Dalam kontek kekinian, mengumumkan nama penyelenggara negara yang membandel, dalam artian tidak tepat waktu menyerahkan LHKPN atau bahkan sama sekali tidak menyerahkan LHKPN ke ruang publik, baik melalui media cetak maupun media elektornik bisa menjadi alternatif sanksi yang tepat dan memadai. Pasalnya, sebagai penyelenggara negara yang notabene harus menjadi teladan bagi masyarakat pada umumnya, tentu mereka akan malu bila nama mereka justru masuk dalam daftar hitam KPK sebagai penyelenggara negara yang tidak taat aturan.

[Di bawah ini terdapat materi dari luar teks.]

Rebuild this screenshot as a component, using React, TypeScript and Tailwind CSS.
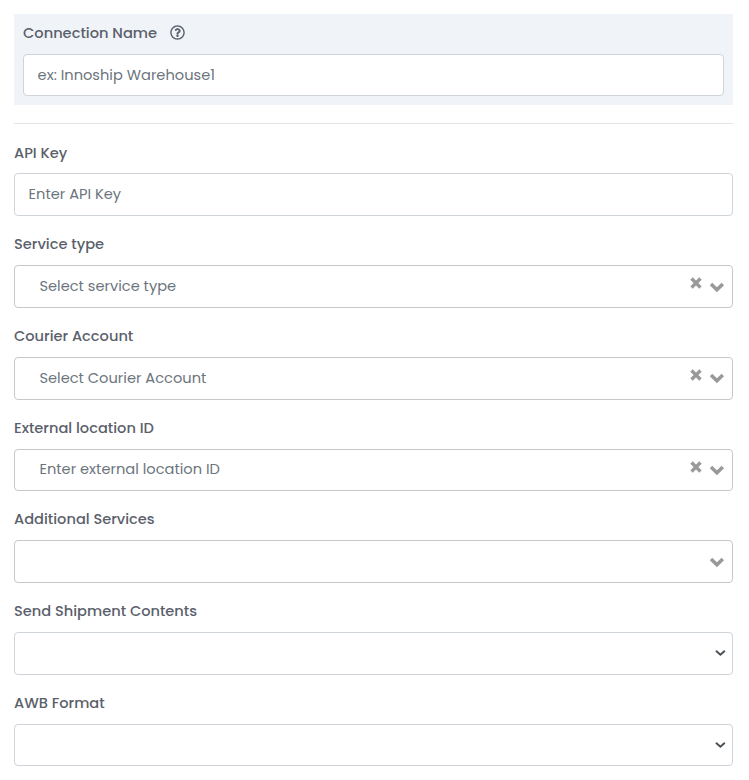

Di sisi lain penting disadari, penegakan aturan dalam undang-undang tidak akan pernah berjalan optimal bila tanpa diikuti dengan sanksi yang memadai. Itulah sebabnya, pemberian sanksi administratif harus pula diikuti dengan sanksi lain yang dapat memberikan efek jera. Dengan begitu, tidak akan lagi ada penyelenggara negara yang membandel, lambat dalam menyerahkan LHKPN atau tidak menyerahkan LHKPN lagi. Semoga!